When you drop freezer-burned ice into a glass of good bourbon, you're not just getting dilution — you're getting a subtle off-flavor that muddies everything you paid for. It's like brewing a great pour-over coffee with slightly funky water. The source matters.
The fix is easy: use ice quickly after it's made, store finished cubes in a sealed zip-top bag, and replace your ice regularly. If your cubes have a white, frosty coating or smell even slightly off when you hold them up to your nose, toss them.
Matching Ice to the Cocktail
Not every drink calls for the same ice, and this is where home bartenders can really level up their pours.
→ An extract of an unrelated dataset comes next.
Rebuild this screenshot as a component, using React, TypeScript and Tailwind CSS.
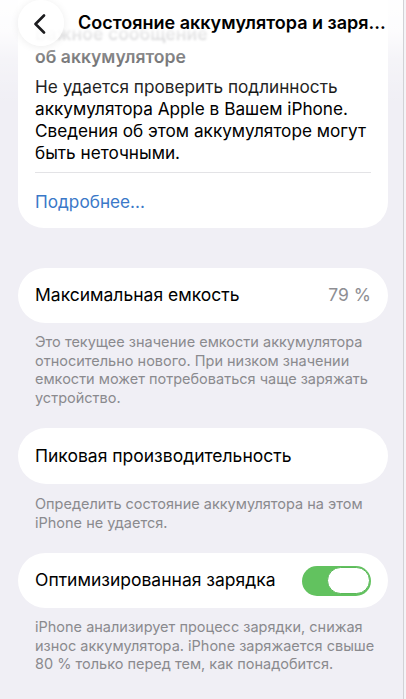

Large cubes (2-inch format): These are ideal for spirit-forward, stirred cocktails — your Old Fashioneds, Negronis, Manhattans, and Scotch on the rocks situations. The slow melt means the drink stays cold for 20-30 minutes without losing its character. You want to sip these drinks, not chug them, and large-format ice supports that pace.
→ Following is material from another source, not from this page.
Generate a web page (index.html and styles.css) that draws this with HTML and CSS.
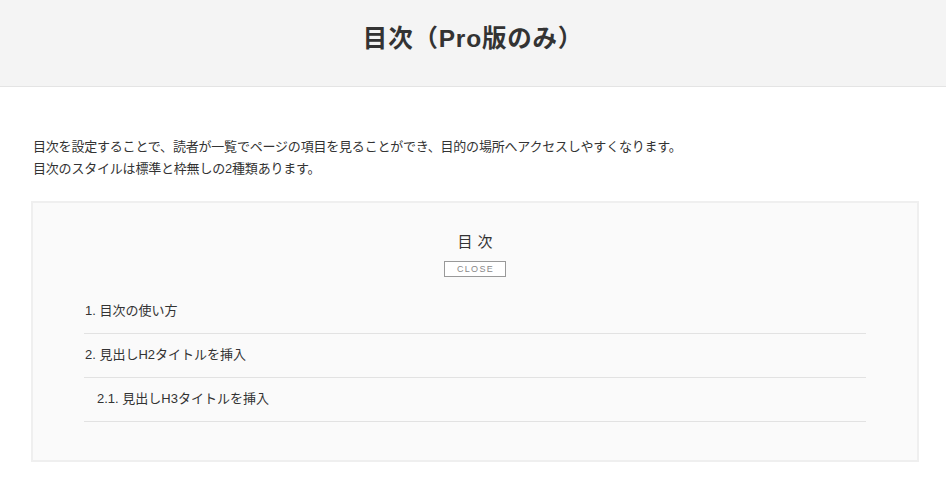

Ice spheres: Spheres have even less surface area than cubes, making them the slowest-melting option available. They look spectacular in a lowball glass and work beautifully for premium sipping whiskeys or a clean mezcal presentation. They're also a great conversation starter when you're entertaining.
Standard cubes (used correctly): Shaken cocktails — your Margaritas, Daiquiris, Whiskey Sours — actually need fast dilution and aggressive chilling. The shaking process itself controls how much water enters the drink, and standard cubes or even slightly smaller ice works well here. The key is shaking hard for the right amount of time (10-15 seconds) and double-straining into a chilled glass.
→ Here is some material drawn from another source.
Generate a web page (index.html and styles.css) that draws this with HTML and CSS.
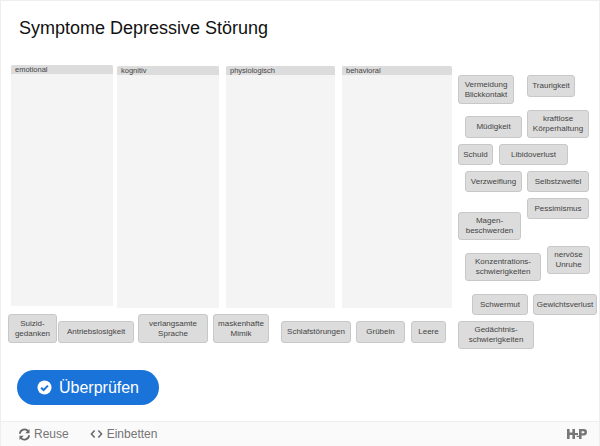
FILE: index.html
```html
<!DOCTYPE html>
<html lang="de">
<head>
    <meta charset="UTF-8">
    <meta name="viewport" content="width=device-width, initial-scale=1.0">
    <title>Symptome Depressive Störung</title>
    <link rel="stylesheet" href="styles.css">
</head>
<body>
    <div class="content">
        <div class="main">
            <h1 class="title">Symptome Depressive Störung</h1>

            <div class="board">
                <!-- Drop zones -->
                <div class="zone zone-emotional"><div class="zone-label">emotional</div></div>
                <div class="zone zone-kognitiv"><div class="zone-label">kognitiv</div></div>
                <div class="zone zone-physio"><div class="zone-label">physiologisch</div></div>
                <div class="zone zone-behavioral"><div class="zone-label">behavioral</div></div>

                <!-- Draggable cards -->
                <div class="card card-vermeidung">Vermeidung<br>Blickkontakt</div>
                <div class="card card-traurigkeit">Traurigkeit</div>
                <div class="card card-muedigkeit">Müdigkeit</div>
                <div class="card card-kraftlos">kraftlose<br>Körperhaltung</div>
                <div class="card card-schuld">Schuld</div>
                <div class="card card-libido">Libidoverlust</div>
                <div class="card card-verzweiflung">Verzweiflung</div>
                <div class="card card-selbstzweifel">Selbstzweifel</div>
                <div class="card card-pessimismus">Pessimismus</div>
                <div class="card card-magen">Magen-<br>beschwerden</div>
                <div class="card card-konzentration">Konzentrations-<br>schwierigkeiten</div>
                <div class="card card-nervoes">nervöse<br>Unruhe</div>
                <div class="card card-schwermut">Schwermut</div>
                <div class="card card-gewicht">Gewichtsverlust</div>
                <div class="card card-gedaechtnis">Gedächtnis-<br>schwierigkeiten</div>
                <div class="card card-suizid">Suizid-<br>gedanken</div>
                <div class="card card-antrieb">Antriebslosigkeit</div>
                <div class="card card-sprache">verlangsamte<br>Sprache</div>
                <div class="card card-mimik">maskenhafte<br>Mimik</div>
                <div class="card card-schlaf">Schlafstörungen</div>
                <div class="card card-grueblen">Grübeln</div>
                <div class="card card-leere">Leere</div>
            </div>

            <button class="check-btn">
                <svg class="check-icon" viewBox="0 0 16 16" width="15" height="15">
                    <circle cx="8" cy="8" r="7.5" fill="#fff"/>
                    <path d="M4.4 8.2 L7 10.8 L11.7 6" fill="none" stroke="#1a73d9" stroke-width="2.2"/>
                </svg>
                Überprüfen
            </button>
        </div>

        <div class="footer">
            <div class="footer-links">
                <span class="footer-link">
                    <svg viewBox="0 0 14 14" width="13" height="13">
                        <path d="M2 6.2 A5 5 0 0 1 11 3.6" fill="none" stroke="#666" stroke-width="1.9"/>
                        <path d="M12.4 1 V5.6 H7.8 Z" fill="#666"/>
                        <path d="M12 7.8 A5 5 0 0 1 3 10.4" fill="none" stroke="#666" stroke-width="1.9"/>
                        <path d="M1.6 13 V8.4 H6.2 Z" fill="#666"/>
                    </svg>
                    Reuse
                </span>
                <span class="footer-link">
                    <svg class="code-icon" viewBox="0 0 14 10" width="13" height="10">
                        <path d="M5 1.2 L1.5 5 L5 8.8 M9 1.2 L12.5 5 L9 8.8" fill="none" stroke="#666" stroke-width="1.6"/>
                    </svg>
                    Einbetten
                </span>
            </div>
            <svg class="logo" viewBox="0 0 20 10" width="20" height="10">
                <path d="M0 0 H2.6 V3.6 H5.4 V0 H8 V10 H5.4 V6 H2.6 V10 H0 Z" fill="#777"/>
                <rect x="8" y="4" width="3" height="2" fill="#777"/>
                <path d="M12 0 H17 Q20 0 20 3 Q20 6.4 17 6.4 H14.6 V10 H12 V8 H9.6 V6.8 H12 Z M14.6 2.2 V4.2 H16.4 Q17.4 4.2 17.4 3.2 Q17.4 2.2 16.4 2.2 Z" fill="#777" fill-rule="evenodd"/>
            </svg>
        </div>
    </div>
</body>
</html>
```

FILE: styles.css
```css
* {
    box-sizing: border-box;
}

html, body {
    margin: 0;
    height: 100%;
}

body {
    font-family: "Liberation Sans", Arial, sans-serif;
    background-color: #fff;
    overflow: hidden;
}

.content {
    height: 446px;
    display: flex;
    flex-direction: column;
    border: 1px solid #eee;
    border-bottom: none;
}

.main {
    flex: 1;
    padding: 0 16px;
}

.title {
    margin: 0;
    padding: 16px 2px 0;
    height: 59px;
    font-size: 18px;
    line-height: 23px;
    font-weight: normal;
    color: #111;
}

/* Free canvas: zones and cards are placed by hand, like the H5P task */
.board {
    position: relative;
    height: 310px;
    margin: 0 -16px 0;
}

.zone {
    position: absolute;
    background-color: #f4f4f4;
}

.zone-label {
    height: 9px;
    padding-left: 4px;
    background-color: #dcdcdc;
    border-radius: 2px 2px 0 0;
    font-size: 7.5px;
    line-height: 9px;
    color: #444;
}

.zone-emotional { left: 10px; top: 5px; width: 102px; height: 241px; }
.zone-kognitiv { left: 116px; top: 6px; width: 102px; height: 242px; }
.zone-physio { left: 225px; top: 6px; width: 109px; height: 242px; }
.zone-behavioral { left: 341px; top: 6px; width: 110px; height: 242px; }

.card {
    position: absolute;
    display: flex;
    align-items: center;
    justify-content: center;
    text-align: center;
    background-color: #dcdcdc;
    border: 1px solid #c8c8c8;
    border-radius: 3px;
    font-size: 8px;
    line-height: 10px;
    color: #444;
}

.card-vermeidung { left: 457px; top: 15px; width: 56px; height: 29px; }
.card-traurigkeit { left: 526px; top: 15px; width: 48px; height: 22px; }
.card-muedigkeit { left: 464px; top: 56px; width: 57px; height: 22px; }
.card-kraftlos { left: 526px; top: 50px; width: 62px; height: 28px; }
.card-schuld { left: 457px; top: 84px; width: 35px; height: 21px; }
.card-libido { left: 498px; top: 84px; width: 69px; height: 21px; }
.card-verzweiflung { left: 464px; top: 111px; width: 57px; height: 21px; }
.card-selbstzweifel { left: 526px; top: 111px; width: 62px; height: 21px; }
.card-pessimismus { left: 526px; top: 138px; width: 62px; height: 21px; }
.card-magen { left: 457px; top: 152px; width: 63px; height: 28px; }
.card-konzentration { left: 464px; top: 193px; width: 76px; height: 28px; }
.card-nervoes { left: 546px; top: 186px; width: 43px; height: 28px; }
.card-schwermut { left: 471px; top: 234px; width: 56px; height: 21px; }
.card-gewicht { left: 532px; top: 234px; width: 64px; height: 21px; }
.card-gedaechtnis { left: 457px; top: 261px; width: 76px; height: 28px; }
.card-suizid { left: 7px; top: 254px; width: 49px; height: 29px; }
.card-antrieb { left: 57px; top: 261px; width: 76px; height: 22px; }
.card-sprache { left: 137px; top: 254px; width: 70px; height: 29px; }
.card-mimik { left: 212px; top: 254px; width: 56px; height: 29px; }
.card-schlaf { left: 280px; top: 261px; width: 70px; height: 22px; }
.card-grueblen { left: 355px; top: 261px; width: 49px; height: 22px; }
.card-leere { left: 410px; top: 261px; width: 35px; height: 22px; }

.check-btn {
    display: flex;
    align-items: center;
    justify-content: center;
    gap: 7px;
    width: 142px;
    height: 35px;
    padding: 0;
    border: none;
    border-radius: 18px;
    background-color: #1a73d9;
    color: #fff;
    font-family: inherit;
    font-size: 16px;
    cursor: pointer;
}

.footer {
    height: 25px;
    display: flex;
    justify-content: space-between;
    align-items: center;
    padding: 0 12px 0 17px;
    background-color: #fafafa;
    border-top: 1px solid #eee;
    font-size: 12px;
    color: #757575;
}

.footer-links {
    display: flex;
    gap: 21px;
}

.footer-link {
    display: flex;
    align-items: center;
    gap: 3px;
}

.code-icon {
    margin-right: 1px;
}
```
Crushed ice: This is the move for Tiki drinks, Mint Juleps, Swizzles, and anything built in a highball with a lot of juice. Crushed ice chills immediately and dilutes quickly, which is exactly what these drinks need — they're designed to be consumed fast and cold, and the dilution is part of the recipe. A Lewis bag and mallet will run you about $15 and makes crushed ice in about 30 seconds.
Affordable Ways to Upgrade Your Ice Game
You don't need to spend a fortune to get noticeably better ice at home.
Silicone mold trays for large cubes or spheres start at around $10-15 on Amazon. Brands like Tovolo and Ticent make solid options that are easy to find and hold up well over time. Fill them with filtered water for cleaner-tasting ice.
Clear ice is the next step up. The cloudy appearance in standard home ice comes from trapped air and impurities that freeze outward as the water solidifies. Clear ice is denser, melts even more slowly, and looks genuinely impressive. You can DIY it with an insulated cooler method (fill a small cooler halfway, leave the lid off, and freeze — the ice grows from the top down, pushing impurities to the bottom, which you then cut away). It's a bit of a project, but the results are real.
If you're serious about entertaining, countertop clear ice makers have come way down in price. Units from brands like Luma Comfort or GE Profile Opal sit on your counter, produce clear or nugget ice in a few hours, and are genuinely useful if you host regularly. Expect to spend $150-$400 depending on the model and output. For anyone who throws cocktail parties more than a few times a year, it pays for itself in the experience you're delivering to guests.
The One Change That Pays Off Immediately
If you do nothing else after reading this, do this: pick up a two-inch silicone cube tray, fill it with filtered water, and use those cubes exclusively for your next spirit-forward drink. Compare it to the same pour over standard freezer ice. The difference in how long the drink stays cold, how it tastes at the halfway point, and how it finishes is not subtle.
The spirits in your home bar deserve better than whatever's been sitting in an open tray next to last week's leftovers. Good ice isn't a luxury detail — it's the foundation every cocktail is built on. Get that right, and everything else you've already invested in starts to actually show up in the glass.